GOAL OF THE EXERCISE
Among the lines below, count those with "styles". Give only the number.

DATA BLOCK
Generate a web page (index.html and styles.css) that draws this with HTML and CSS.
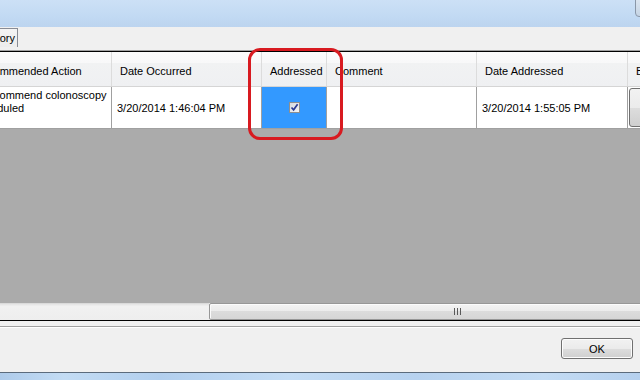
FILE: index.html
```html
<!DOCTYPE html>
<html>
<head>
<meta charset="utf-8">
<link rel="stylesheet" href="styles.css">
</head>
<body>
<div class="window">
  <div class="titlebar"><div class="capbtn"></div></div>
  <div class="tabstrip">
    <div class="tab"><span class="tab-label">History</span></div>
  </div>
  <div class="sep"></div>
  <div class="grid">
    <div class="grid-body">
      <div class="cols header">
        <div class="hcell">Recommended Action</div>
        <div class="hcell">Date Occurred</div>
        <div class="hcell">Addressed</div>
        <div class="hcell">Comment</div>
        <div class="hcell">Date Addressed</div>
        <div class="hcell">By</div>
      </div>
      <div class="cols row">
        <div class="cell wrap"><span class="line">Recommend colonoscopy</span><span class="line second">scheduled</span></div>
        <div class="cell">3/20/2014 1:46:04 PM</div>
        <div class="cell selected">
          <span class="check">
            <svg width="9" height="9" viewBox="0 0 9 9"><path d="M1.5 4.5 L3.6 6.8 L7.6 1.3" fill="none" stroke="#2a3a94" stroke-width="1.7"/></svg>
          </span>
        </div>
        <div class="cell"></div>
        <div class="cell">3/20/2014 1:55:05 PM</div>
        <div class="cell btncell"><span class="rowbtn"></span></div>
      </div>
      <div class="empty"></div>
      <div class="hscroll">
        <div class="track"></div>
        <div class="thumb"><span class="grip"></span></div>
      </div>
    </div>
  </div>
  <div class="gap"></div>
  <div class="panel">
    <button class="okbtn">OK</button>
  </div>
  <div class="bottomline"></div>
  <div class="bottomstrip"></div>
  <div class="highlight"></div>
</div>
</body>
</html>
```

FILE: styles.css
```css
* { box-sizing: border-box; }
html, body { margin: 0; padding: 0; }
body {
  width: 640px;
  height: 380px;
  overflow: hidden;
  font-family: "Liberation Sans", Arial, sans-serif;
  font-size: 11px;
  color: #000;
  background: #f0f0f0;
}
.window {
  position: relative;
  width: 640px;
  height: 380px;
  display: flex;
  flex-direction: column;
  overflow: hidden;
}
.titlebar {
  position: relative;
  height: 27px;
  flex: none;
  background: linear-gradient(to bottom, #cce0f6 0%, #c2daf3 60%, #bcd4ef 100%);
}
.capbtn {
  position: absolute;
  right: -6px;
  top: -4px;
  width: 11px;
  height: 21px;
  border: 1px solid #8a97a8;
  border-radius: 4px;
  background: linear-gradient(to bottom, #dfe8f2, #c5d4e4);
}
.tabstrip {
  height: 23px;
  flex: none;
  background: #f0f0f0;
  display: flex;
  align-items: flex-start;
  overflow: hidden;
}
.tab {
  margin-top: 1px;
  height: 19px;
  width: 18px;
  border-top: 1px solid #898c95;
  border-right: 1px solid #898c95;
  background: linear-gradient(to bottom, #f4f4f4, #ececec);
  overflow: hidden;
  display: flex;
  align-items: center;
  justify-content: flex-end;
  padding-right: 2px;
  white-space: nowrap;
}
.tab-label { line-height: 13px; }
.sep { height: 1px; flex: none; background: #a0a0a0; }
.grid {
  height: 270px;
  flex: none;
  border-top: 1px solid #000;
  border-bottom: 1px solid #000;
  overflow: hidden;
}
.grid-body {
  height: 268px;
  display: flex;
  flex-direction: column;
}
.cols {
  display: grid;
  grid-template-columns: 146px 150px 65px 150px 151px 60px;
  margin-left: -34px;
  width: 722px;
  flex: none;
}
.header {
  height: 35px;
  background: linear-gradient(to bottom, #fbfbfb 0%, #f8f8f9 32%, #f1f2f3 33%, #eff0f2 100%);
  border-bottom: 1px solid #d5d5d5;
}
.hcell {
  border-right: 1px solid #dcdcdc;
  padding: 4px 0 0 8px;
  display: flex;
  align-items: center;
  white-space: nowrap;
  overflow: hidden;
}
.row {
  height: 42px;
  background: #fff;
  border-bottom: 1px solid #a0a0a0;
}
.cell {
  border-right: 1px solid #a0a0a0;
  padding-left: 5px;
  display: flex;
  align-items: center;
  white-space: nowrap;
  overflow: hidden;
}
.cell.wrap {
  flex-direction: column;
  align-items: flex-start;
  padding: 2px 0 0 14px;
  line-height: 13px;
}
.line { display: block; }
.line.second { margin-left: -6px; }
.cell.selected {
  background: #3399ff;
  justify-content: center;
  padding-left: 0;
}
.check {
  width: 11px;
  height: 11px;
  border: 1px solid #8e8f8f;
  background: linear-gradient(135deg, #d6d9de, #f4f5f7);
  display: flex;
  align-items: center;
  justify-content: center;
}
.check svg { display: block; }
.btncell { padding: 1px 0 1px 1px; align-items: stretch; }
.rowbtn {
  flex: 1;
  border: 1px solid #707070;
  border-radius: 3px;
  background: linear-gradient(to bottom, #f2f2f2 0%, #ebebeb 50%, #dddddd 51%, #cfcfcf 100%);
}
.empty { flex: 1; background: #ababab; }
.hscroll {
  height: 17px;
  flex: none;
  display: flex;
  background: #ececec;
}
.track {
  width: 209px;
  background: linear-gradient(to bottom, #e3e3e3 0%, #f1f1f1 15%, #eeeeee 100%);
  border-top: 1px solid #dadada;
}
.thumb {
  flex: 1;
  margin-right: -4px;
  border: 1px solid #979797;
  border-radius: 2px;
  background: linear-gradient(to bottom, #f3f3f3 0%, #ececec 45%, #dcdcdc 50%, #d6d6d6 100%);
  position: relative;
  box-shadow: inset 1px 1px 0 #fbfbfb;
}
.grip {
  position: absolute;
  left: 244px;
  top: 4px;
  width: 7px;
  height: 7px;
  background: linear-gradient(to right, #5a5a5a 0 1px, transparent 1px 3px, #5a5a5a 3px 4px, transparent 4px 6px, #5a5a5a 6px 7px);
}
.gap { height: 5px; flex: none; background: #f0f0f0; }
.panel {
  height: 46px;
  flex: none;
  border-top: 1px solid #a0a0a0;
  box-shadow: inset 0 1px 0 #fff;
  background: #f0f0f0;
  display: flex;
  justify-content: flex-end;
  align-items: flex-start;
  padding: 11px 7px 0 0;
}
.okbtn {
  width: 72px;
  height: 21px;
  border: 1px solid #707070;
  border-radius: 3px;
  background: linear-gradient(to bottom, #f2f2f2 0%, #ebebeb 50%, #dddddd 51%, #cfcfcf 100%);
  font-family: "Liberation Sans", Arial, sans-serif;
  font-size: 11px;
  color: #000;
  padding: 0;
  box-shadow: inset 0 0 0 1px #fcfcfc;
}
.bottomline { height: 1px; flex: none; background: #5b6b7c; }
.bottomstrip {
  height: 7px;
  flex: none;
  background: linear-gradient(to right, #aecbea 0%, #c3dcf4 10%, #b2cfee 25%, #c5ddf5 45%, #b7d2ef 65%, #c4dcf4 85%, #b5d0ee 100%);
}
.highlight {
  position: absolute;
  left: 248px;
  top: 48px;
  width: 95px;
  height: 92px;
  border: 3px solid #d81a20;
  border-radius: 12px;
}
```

FINAL RESULT
3